# START OF Supplied material
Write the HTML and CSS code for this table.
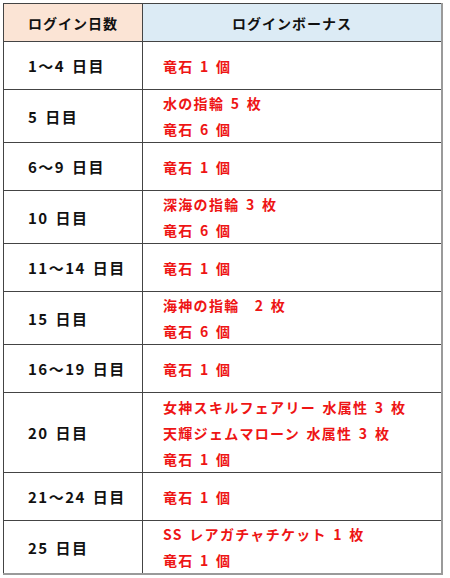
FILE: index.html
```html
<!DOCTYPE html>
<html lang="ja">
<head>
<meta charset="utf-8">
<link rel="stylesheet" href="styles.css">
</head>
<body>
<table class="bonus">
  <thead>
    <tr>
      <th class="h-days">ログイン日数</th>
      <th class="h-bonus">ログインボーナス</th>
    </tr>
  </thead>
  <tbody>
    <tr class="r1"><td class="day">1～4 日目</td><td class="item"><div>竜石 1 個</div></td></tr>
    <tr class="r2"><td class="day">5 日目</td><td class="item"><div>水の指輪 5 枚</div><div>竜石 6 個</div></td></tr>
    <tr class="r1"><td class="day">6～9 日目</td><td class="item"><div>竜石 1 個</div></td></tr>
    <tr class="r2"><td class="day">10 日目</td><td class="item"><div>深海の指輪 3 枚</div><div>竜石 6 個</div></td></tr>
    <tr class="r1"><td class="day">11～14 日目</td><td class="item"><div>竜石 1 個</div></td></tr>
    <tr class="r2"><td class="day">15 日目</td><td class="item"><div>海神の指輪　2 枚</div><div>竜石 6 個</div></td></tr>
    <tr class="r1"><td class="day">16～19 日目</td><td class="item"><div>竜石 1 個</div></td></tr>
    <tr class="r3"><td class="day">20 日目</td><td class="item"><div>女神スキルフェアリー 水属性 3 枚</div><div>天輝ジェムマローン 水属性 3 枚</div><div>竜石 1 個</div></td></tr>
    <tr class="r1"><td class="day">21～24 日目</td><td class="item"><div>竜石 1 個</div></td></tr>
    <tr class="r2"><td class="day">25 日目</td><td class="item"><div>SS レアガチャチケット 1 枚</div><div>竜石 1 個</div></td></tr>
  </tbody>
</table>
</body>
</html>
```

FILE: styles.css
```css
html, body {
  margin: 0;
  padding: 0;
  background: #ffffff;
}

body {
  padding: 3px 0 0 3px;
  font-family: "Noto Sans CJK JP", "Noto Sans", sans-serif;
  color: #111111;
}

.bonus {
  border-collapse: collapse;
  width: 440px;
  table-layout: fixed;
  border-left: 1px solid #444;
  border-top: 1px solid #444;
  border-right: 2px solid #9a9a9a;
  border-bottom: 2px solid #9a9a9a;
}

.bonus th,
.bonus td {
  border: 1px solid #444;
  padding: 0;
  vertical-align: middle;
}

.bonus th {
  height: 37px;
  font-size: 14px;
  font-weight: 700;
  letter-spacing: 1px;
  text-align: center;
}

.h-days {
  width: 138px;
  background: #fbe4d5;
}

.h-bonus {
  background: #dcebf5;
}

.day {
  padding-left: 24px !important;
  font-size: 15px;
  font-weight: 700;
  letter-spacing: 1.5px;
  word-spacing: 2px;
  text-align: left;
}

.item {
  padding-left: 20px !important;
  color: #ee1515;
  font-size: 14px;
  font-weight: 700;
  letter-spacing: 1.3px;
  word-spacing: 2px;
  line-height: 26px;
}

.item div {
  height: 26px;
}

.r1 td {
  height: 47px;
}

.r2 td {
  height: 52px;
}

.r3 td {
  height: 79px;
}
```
# END OF Supplied material
Go through the listing above and write it out again exactly, dropping the pictures.

Write the HTML and CSS code for this table.
FILE: index.html
```html
<!DOCTYPE html>
<html lang="ja">
<head>
<meta charset="utf-8">
<link rel="stylesheet" href="styles.css">
</head>
<body>
<table class="bonus">
  <thead>
    <tr>
      <th class="h-days">ログイン日数</th>
      <th class="h-bonus">ログインボーナス</th>
    </tr>
  </thead>
  <tbody>
    <tr class="r1"><td class="day">1～4 日目</td><td class="item"><div>竜石 1 個</div></td></tr>
    <tr class="r2"><td class="day">5 日目</td><td class="item"><div>水の指輪 5 枚</div><div>竜石 6 個</div></td></tr>
    <tr class="r1"><td class="day">6～9 日目</td><td class="item"><div>竜石 1 個</div></td></tr>
    <tr class="r2"><td class="day">10 日目</td><td class="item"><div>深海の指輪 3 枚</div><div>竜石 6 個</div></td></tr>
    <tr class="r1"><td class="day">11～14 日目</td><td class="item"><div>竜石 1 個</div></td></tr>
    <tr class="r2"><td class="day">15 日目</td><td class="item"><div>海神の指輪　2 枚</div><div>竜石 6 個</div></td></tr>
    <tr class="r1"><td class="day">16～19 日目</td><td class="item"><div>竜石 1 個</div></td></tr>
    <tr class="r3"><td class="day">20 日目</td><td class="item"><div>女神スキルフェアリー 水属性 3 枚</div><div>天輝ジェムマローン 水属性 3 枚</div><div>竜石 1 個</div></td></tr>
    <tr class="r1"><td class="day">21～24 日目</td><td class="item"><div>竜石 1 個</div></td></tr>
    <tr class="r2"><td class="day">25 日目</td><td class="item"><div>SS レアガチャチケット 1 枚</div><div>竜石 1 個</div></td></tr>
  </tbody>
</table>
</body>
</html>
```

FILE: styles.css
```css
html, body {
  margin: 0;
  padding: 0;
  background: #ffffff;
}

body {
  padding: 3px 0 0 3px;
  font-family: "Noto Sans CJK JP", "Noto Sans", sans-serif;
  color: #111111;
}

.bonus {
  border-collapse: collapse;
  width: 440px;
  table-layout: fixed;
  border-left: 1px solid #444;
  border-top: 1px solid #444;
  border-right: 2px solid #9a9a9a;
  border-bottom: 2px solid #9a9a9a;
}

.bonus th,
.bonus td {
  border: 1px solid #444;
  padding: 0;
  vertical-align: middle;
}

.bonus th {
  height: 37px;
  font-size: 14px;
  font-weight: 700;
  letter-spacing: 1px;
  text-align: center;
}

.h-days {
  width: 138px;
  background: #fbe4d5;
}

.h-bonus {
  background: #dcebf5;
}

.day {
  padding-left: 24px !important;
  font-size: 15px;
  font-weight: 700;
  letter-spacing: 1.5px;
  word-spacing: 2px;
  text-align: left;
}

.item {
  padding-left: 20px !important;
  color: #ee1515;
  font-size: 14px;
  font-weight: 700;
  letter-spacing: 1.3px;
  word-spacing: 2px;
  line-height: 26px;
}

.item div {
  height: 26px;
}

.r1 td {
  height: 47px;
}

.r2 td {
  height: 52px;
}

.r3 td {
  height: 79px;
}
```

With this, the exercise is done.